Sold it and bought Chevys ever since.
On my blown .060 over stroker in the '32, I use the 1003 Felpro head gaskets and they recommend drilling the center water holes in the block to 7/16" to allow for better coolant flow between the Siamese exhaust ports on the center cylinders.
I also use a Stewart water pump without a bypass hole in the right-hand mounting flange, which balances the flow between the banks, so it bypasses from the front of the intake manifold back to the top of the pump.
I run a 6" water pump pulley, 4 blade fan, 1/2 a shroud, 190* thermostat, 9.5:1 on regular gas @ sea level and 26* total timing and I've not had any issues over heating.
It will creep up to about 210* sitting in traffic on those 95*+ days though, but it never pukes.

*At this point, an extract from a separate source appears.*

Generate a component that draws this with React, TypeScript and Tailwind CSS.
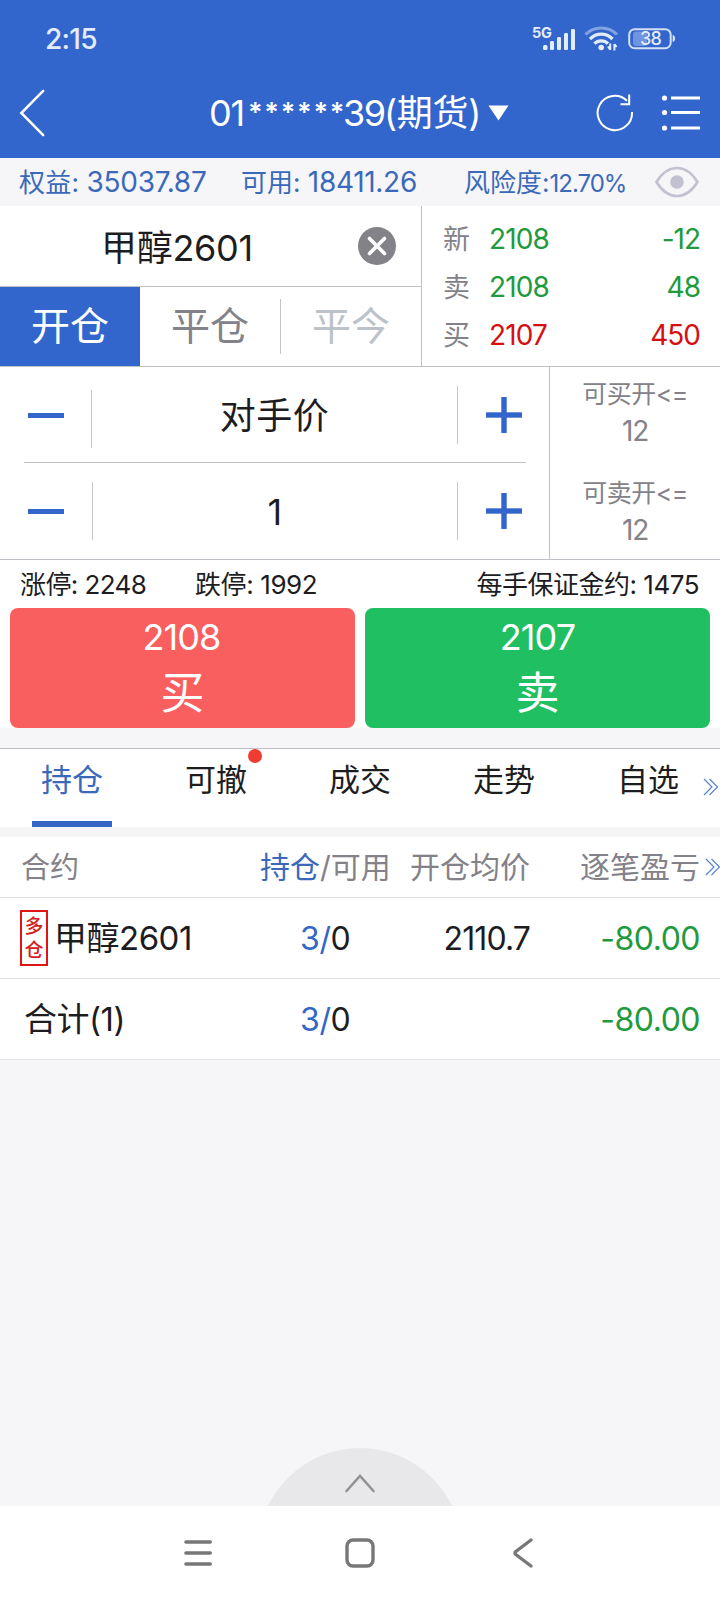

I know I'm breaking all the rules, but I'm OK with that.
I think the bottom line on the OP's observation is that it was just a coinkydink. I don't think anyone has ever heard of SBC's en masse having overheating issues in production car configurations.......but as others have stated, the countless variations of how they have been set up in hot rods is another matter altogether.
I had a solid fan, no shroud on mine and it overheated quickly if I was stopped or moving slow. Went to a flex fan and added a shroud at the same time, blocked off the sides of the radiator wall next to the radiator (aluminum). Right away it went from 180 to 175 for normal driving. Sitting in traffic, it got much better but still would puke coolant when I parked after a long soak, running temp was 220. Added a pusher Spal 1600 CFM electric fan on a thermostat, nice to hear that come on when I need it to.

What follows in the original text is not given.